Tip: If you want the index to build in the background and without needing to worry about the process dying if the session is lost, try... nohup make all &

Test the Index

It is possible to test the index by starting an XPAT session on the command line from within $DLXSDATAROOT/idx/c/collid.

jweise@sangria% xpatu image.dd
        Digital Library eXtension Service, XPAT, Release 5.3
		        COPYRIGHT (c) 2000, 2003, 2004 The Regents of the University of Michigan
				        All Rights Reserved
						>> region "ENTRY"   
						  1: 8 matches
						  >> pr sample
						       1327, ..D</BASE></GEN><ENTRY COLLID="MCSAMPLEIC" ENTRYID="X-34" CA="samp..
							   4245, ..D></I></ENTRY><ENTRY COLLID="MCSAMPLEIC" ENTRYID="X-49" CA="samp..
							   5090, ..D></I></ENTRY><ENTRY COLLID="MCSAMPLEIC" ENTRYID="X-51" CA="samp..
							   5970, ..D></I></ENTRY><ENTRY COLLID="MCSAMPLEIC" ENTRYID="X-52" CA="samp..
							   6802, ..D></I></ENTRY><ENTRY COLLID="MCSAMPLEIC" ENTRYID="X-59" CA="samp..
							   7581, ..D></I></ENTRY><ENTRY COLLID="MCSAMPLEIC" ENTRYID="X-62" CA="samp..
							   10101, ..D></I></ENTRY><ENTRY COLLID="MCSAMPLEIC" ENTRYID="X-77" CA="samp..
							   14959, ..D></I></ENTRY><ENTRY COLLID="MCSAMPLEIC" ENTRYID="X-84" CA="samp..

Moving an Index to a Different Machine and Into Service

It is possible and favorable to move a built index to a new location. For example, at Michigan, an XPAT index is built on a development machine and then moved to a production machine. Building an index is an intensive CPU process that can take a few minutes to several hours. Building an XPAT index on the development machine removes the burden from the production machine. It also allows an index to be tested thoroughly in the development environment before being moved to production.
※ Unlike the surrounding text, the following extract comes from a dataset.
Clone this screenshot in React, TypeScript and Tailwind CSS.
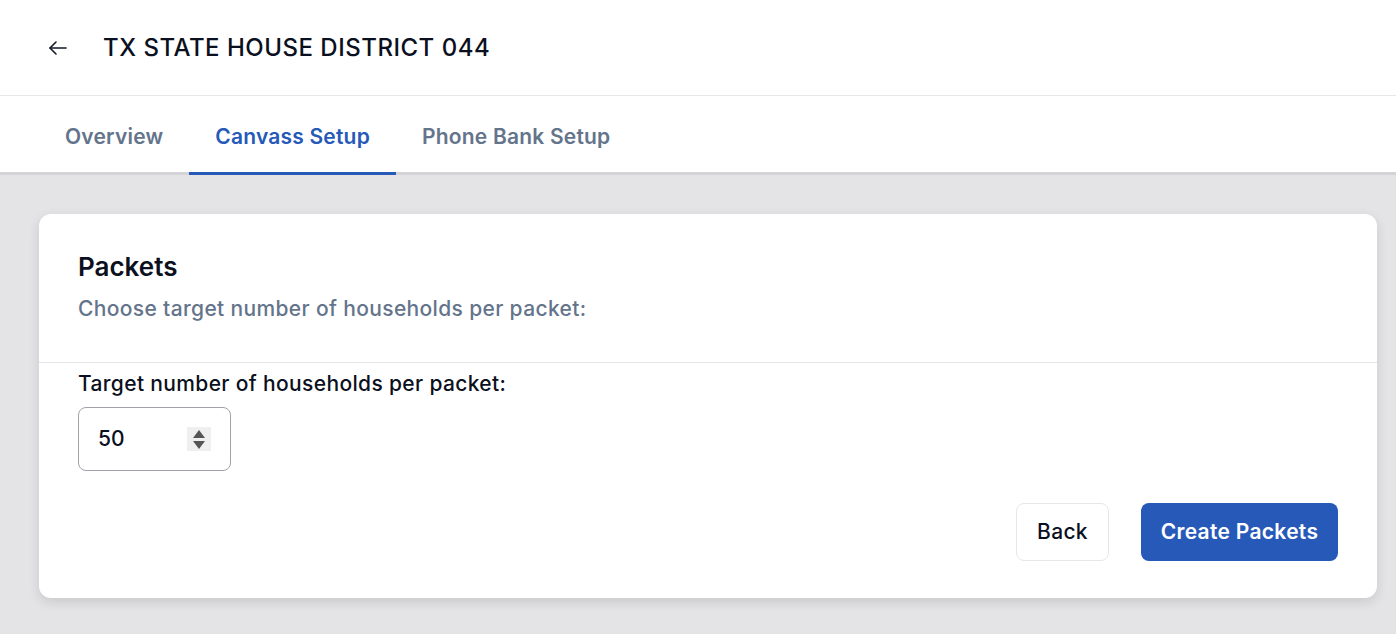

The steps for moving an index and associated SGML files from one machine to another, and into production are:

  1. Create a tar file of the $DLXSDATAROOT/idx/c/collid directory (cd $DLXSDATAROOT/idx/c; tar cf idxcollid.tar ./collid)
  2. Create a tar file of the $DLXSDATAROOT/obj/c/collid directory
  3. Transfer the tar files to the destination machine.
  4. Remove any existing $DLXSDATAROOT/idx/c/collid and $DLXSDATAROOT/c/collid directories from the destination.
  5. Extract the files from the tar files.

It is important to know that since paths are hard-coded in the index, the index must be put into an identical directory location at the destination; otherwise it will not work.

Other Ideas

It might be useful to manage multiple instances of idx and obj directories for a single collection and then use a symlink to point to the index that is to be used by the middleware. For example, one could have $DLXSDATAROOT/idx/c/collid-a and $DLXSDATAROOT/idx/c/collid-b plus a symlink $DLXSDATAROOT/idx/c/collid that points to the a or b instance. This approach might simplify the deployment of collection updates with minimal disruption of service.

A better approach is to build indexes in a development environment (preferably on a separate machine) and use a tool such as rdist to transfer the index files to the production location.